Même si le ministère de l’intérieur définit le cadre juridique de l’établissement des listes électorales, l’Insee a toujours joué un rôle central dans la fiabilisation de ces listes. Cette mission régalienne lui a été confiée en 1946 : après la guerre, l’ampleur des mouvements de population (réfugiés, prisonniers, déportés), l’élargissement du corps électoral (femmes, militaires, Algériens domiciliés en France) et les évolutions en matière d’incapacité juridique (annulations, révisions de jugement, réhabilitation, amnisties) ont justifié de mettre en place un système organisé de révision des listes électorales.
Afin de renforcer la participation démocratique, l’Insee va jouer un rôle plus important dans la constitution et mise à disposition des listes électorales pour permettre de s’inscrire au plus près des échéances électorales.
Cet article décrit la situation actuelle puis celle qui va prévaloir pour les élections à venir dès les européennes de 2019.

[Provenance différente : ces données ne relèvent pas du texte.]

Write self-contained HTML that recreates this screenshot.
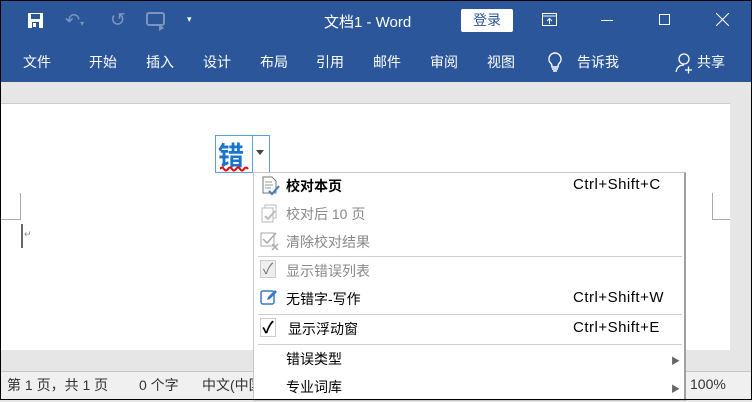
<!DOCTYPE html>
<html><head><meta charset="utf-8"><style>
*{margin:0;padding:0;box-sizing:border-box}
body{width:752px;height:400px;overflow:hidden;font-family:"Liberation Sans","Noto Sans CJK SC",sans-serif;background:#e6e6e6;position:relative}
.a{position:absolute}
#top{left:0;top:0;width:752px;height:82px;background:#2b579a}
.w{color:#fff;font-size:14px}
.tab{top:52px;color:#fff;font-size:14px}
.mi{position:absolute;left:0;width:431px;height:28px;font-size:14px;color:#000}
.mi .t{position:absolute;left:32px;top:3px}
.mi .k{position:absolute;left:319px;top:3px;font-size:15px;letter-spacing:0.5px}
.g{color:#888}
.sep{position:absolute;left:4px;width:424px;height:1px;background:#d0d0d0}
.st{position:absolute;top:375px;font-size:14px;color:#333}
</style></head><body>
<div id="top" class="a"></div>
<div class="a" style="left:0;top:0;width:752px;height:400px;border:1px solid #000;z-index:9;pointer-events:none"></div>
<svg class="a" style="left:27px;top:12px" width="20" height="18"><rect x="1" y="1" width="15" height="15" fill="#fff"/><rect x="4" y="2" width="9" height="5" fill="#2b579a"/><rect x="5" y="10" width="7" height="6" fill="#2b579a"/><rect x="6" y="11" width="3" height="4" fill="#fff"/></svg>
<div class="a" style="left:65px;top:10px;color:#7d95bd;font-size:18px">↶<span style="font-size:8px">▾</span></div>
<div class="a" style="left:110px;top:9px;color:#7d95bd;font-size:19px">↺</div>
<svg class="a" style="left:146px;top:12px" width="22" height="20"><rect x="1" y="1" width="17" height="12" rx="2" fill="none" stroke="#7d95bd" stroke-width="2"/><path d="M13 12 l5 4 -5 3z" fill="#7d95bd"/></svg>
<div class="a w" style="left:187px;top:14px;font-size:9px">▾</div>
<div class="a w" style="left:324px;top:11px;font-size:15px">文档1 - Word</div>
<div class="a" style="left:461px;top:9px;width:52px;height:23px;background:#fff;border-radius:2px;color:#2b579a;font-size:14px;text-align:center;line-height:23px">登录</div>
<svg class="a" style="left:542px;top:13px" width="16" height="14"><rect x="0.5" y="0.5" width="14" height="12" fill="none" stroke="#fff"/><path d="M1 3h13M7.5 11V6M5 8l2.5-2.5L10 8" stroke="#fff" fill="none"/></svg>
<div class="a" style="left:601px;top:20px;width:12px;height:1px;background:#fff"></div>
<div class="a" style="left:659px;top:14px;width:11px;height:11px;border:1px solid #fff"></div>
<svg class="a" style="left:716px;top:13px" width="13" height="13"><path d="M0 0L13 13M13 0L0 13" stroke="#fff"/></svg>
<div class="a tab" style="left:23px">文件</div>
<div class="a tab" style="left:89px">开始</div>
<div class="a tab" style="left:146px">插入</div>
<div class="a tab" style="left:203px">设计</div>
<div class="a tab" style="left:260px">布局</div>
<div class="a tab" style="left:316px">引用</div>
<div class="a tab" style="left:373px">邮件</div>
<div class="a tab" style="left:430px">审阅</div>
<div class="a tab" style="left:487px">视图</div>
<svg class="a" style="left:547px;top:52px" width="16" height="22"><path d="M8 1a6 6 0 0 0-4 10.5c1 1 1 2 1 3.5h6c0-1.5 0-2.5 1-3.5A6 6 0 0 0 8 1z" fill="none" stroke="#fff" stroke-width="1.4"/><path d="M5 17h6M6 19h4" stroke="#fff" stroke-width="1.4"/></svg>
<div class="a tab" style="left:577px">告诉我</div>
<svg class="a" style="left:674px;top:52px" width="20" height="22"><circle cx="10" cy="7" r="5" fill="none" stroke="#fff" stroke-width="1.3"/><path d="M2 20c1-5 4-7 8-7" fill="none" stroke="#fff" stroke-width="1.3"/><path d="M11 18h7M14.5 14.5v7" stroke="#fff" stroke-width="1.3"/></svg>
<div class="a tab" style="left:697px">共享</div>
<div class="a" style="left:0;top:103px;width:730px;height:247px;background:#fff;border-top:1px solid #ccc"></div>
<div class="a" style="left:0;top:219px;width:21px;height:1px;background:#aaa"></div>
<div class="a" style="left:20px;top:193px;width:1px;height:27px;background:#aaa"></div>
<div class="a" style="left:21px;top:224px;width:2px;height:24px;background:#666"></div>
<div class="a" style="left:24px;top:229px;font-size:9px;color:#888">↵</div>
<div class="a" style="left:712px;top:193px;width:1px;height:27px;background:#aaa"></div>
<div class="a" style="left:713px;top:219px;width:17px;height:1px;background:#aaa"></div>
<div class="a" style="left:215px;top:135px;width:55px;height:38px;border:1px solid #5ba0dc;background:#fff"></div>
<div class="a" style="left:252px;top:135px;width:1px;height:38px;background:#5ba0dc"></div>
<div class="a" style="left:218px;top:136px;font-size:26px;font-weight:bold;color:#1874cd">错</div>
<svg class="a" style="left:220px;top:166px" width="30" height="7"><path d="M0 3q2-3 4 0t4 0 4 0 4 0 4 0 4 0 4 0" stroke="#e00" stroke-width="2" fill="none"/></svg>
<div class="a" style="left:256px;top:150px;border:4px solid transparent;border-top:5px solid #444;border-bottom:0"></div>
<div class="a" style="left:0;top:371px;width:752px;height:29px;background:#f0f0f0;border-top:1px solid #c6c6c6"></div>
<div class="st" style="left:7px">第 1 页，共 1 页</div>
<div class="st" style="left:139px">0 个字</div>
<div class="st" style="left:202px">中文(中国)</div>
<div class="a" style="left:690px;top:376px;font-size:14px;color:#333">100%</div>
<div class="a" style="left:253px;top:172px;width:433px;height:229px;background:#fff;border:1px solid #c8c8c8;border-right:2px solid #a0a0a0">
<svg class="a" style="left:6px;top:3px" width="22" height="22"><path d="M3 1h9l4 4v12H3z" fill="#fff" stroke="#777"/><path d="M5 6h7M5 9h8M5 12h6" stroke="#999"/><path d="M9 15l3 3 7-8" stroke="#3a7ac8" stroke-width="2" fill="none"/></svg>
<div class="mi" style="top:0"><span class="t" style="font-weight:bold">校对本页</span><span class="k">Ctrl+Shift+C</span></div>
<svg class="a" style="left:6px;top:31px" width="22" height="22"><rect x="5" y="1" width="11" height="13" fill="#fff" stroke="#bbb"/><rect x="2" y="4" width="11" height="14" fill="#fff" stroke="#bbb"/><path d="M5 12l3 3 7-8" stroke="#bbb" stroke-width="2" fill="none"/></svg>
<div class="mi g" style="top:28px"><span class="t">校对后 10 页</span></div>
<svg class="a" style="left:6px;top:59px" width="22" height="22"><rect x="1" y="1" width="13" height="13" fill="#fff" stroke="#aaa"/><path d="M3 7l4 4 9-10" stroke="#aaa" stroke-width="1.5" fill="none"/><path d="M12 12l6 6M18 12l-6 6" stroke="#aaa" stroke-width="1.5"/></svg>
<div class="mi g" style="top:56px"><span class="t">清除校对结果</span></div>
<div class="sep" style="top:83px"></div>
<div class="a" style="left:6px;top:87px;width:16px;height:18px;border:1px solid #ccc;background:#eee;color:#777;font-size:15px;text-align:center;line-height:18px">✓</div>
<div class="mi g" style="top:85px"><span class="t">显示错误列表</span></div>
<svg class="a" style="left:6px;top:115px" width="20" height="20"><rect x="1" y="3" width="13" height="13" rx="2" fill="none" stroke="#3a7ac8" stroke-width="1.5"/><path d="M7 12l1-3 7-7 2 2-7 7z" fill="#3a7ac8"/></svg>
<div class="mi" style="top:113px"><span class="t">无错字-写作</span><span class="k">Ctrl+Shift+W</span></div>
<div class="sep" style="top:141px"></div>
<div class="a" style="left:6px;top:145px;width:16px;height:19px;border:1px solid #ccc;background:#fff;color:#000;font-size:16px;font-weight:bold;text-align:center;line-height:19px">✓</div>
<div class="mi" style="top:143px"><span class="t" style="left:34px">显示浮动窗</span><span class="k">Ctrl+Shift+E</span></div>
<div class="sep" style="top:171px"></div>
<div class="mi" style="top:173px"><span class="t">错误类型</span><span class="a" style="left:417px;top:8px;font-size:9px;color:#666">▶</span></div>
<div class="mi" style="top:201px"><span class="t">专业词库</span><span class="a" style="left:417px;top:8px;font-size:9px;color:#666">▶</span></div>
</div>
</body></html>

Jusqu’en 2019, l’Insee reste la plaque tournante de l’information permettant la mise à jour des listes électorales
Jusquà présent, l’Insee a la responsabilité de « tenir un fichier général des électeurs et électrices en vue du contrôle des inscriptions sur les listes électorales » (article L 37 du code électoral). En pratique, l’Insee joue essentiellement un rôle de « plaque tournante » de l’information nécessaire à la tenue des listes en indiquant, à partir de l’information qu’il détient ou reçoit, aux mairies et (par l’intermédiaire du ministère des affaires étrangères) aux consulats :
– les radiations à opérer pour cause d’inscription dans une autre commune ;
– les radiations à opérer pour décès et incapacité ;
– les inscriptions d’office des jeunes.
Mais in fine, ce sont les listes électorales arrêtées par les communes et les consulats qui font foi.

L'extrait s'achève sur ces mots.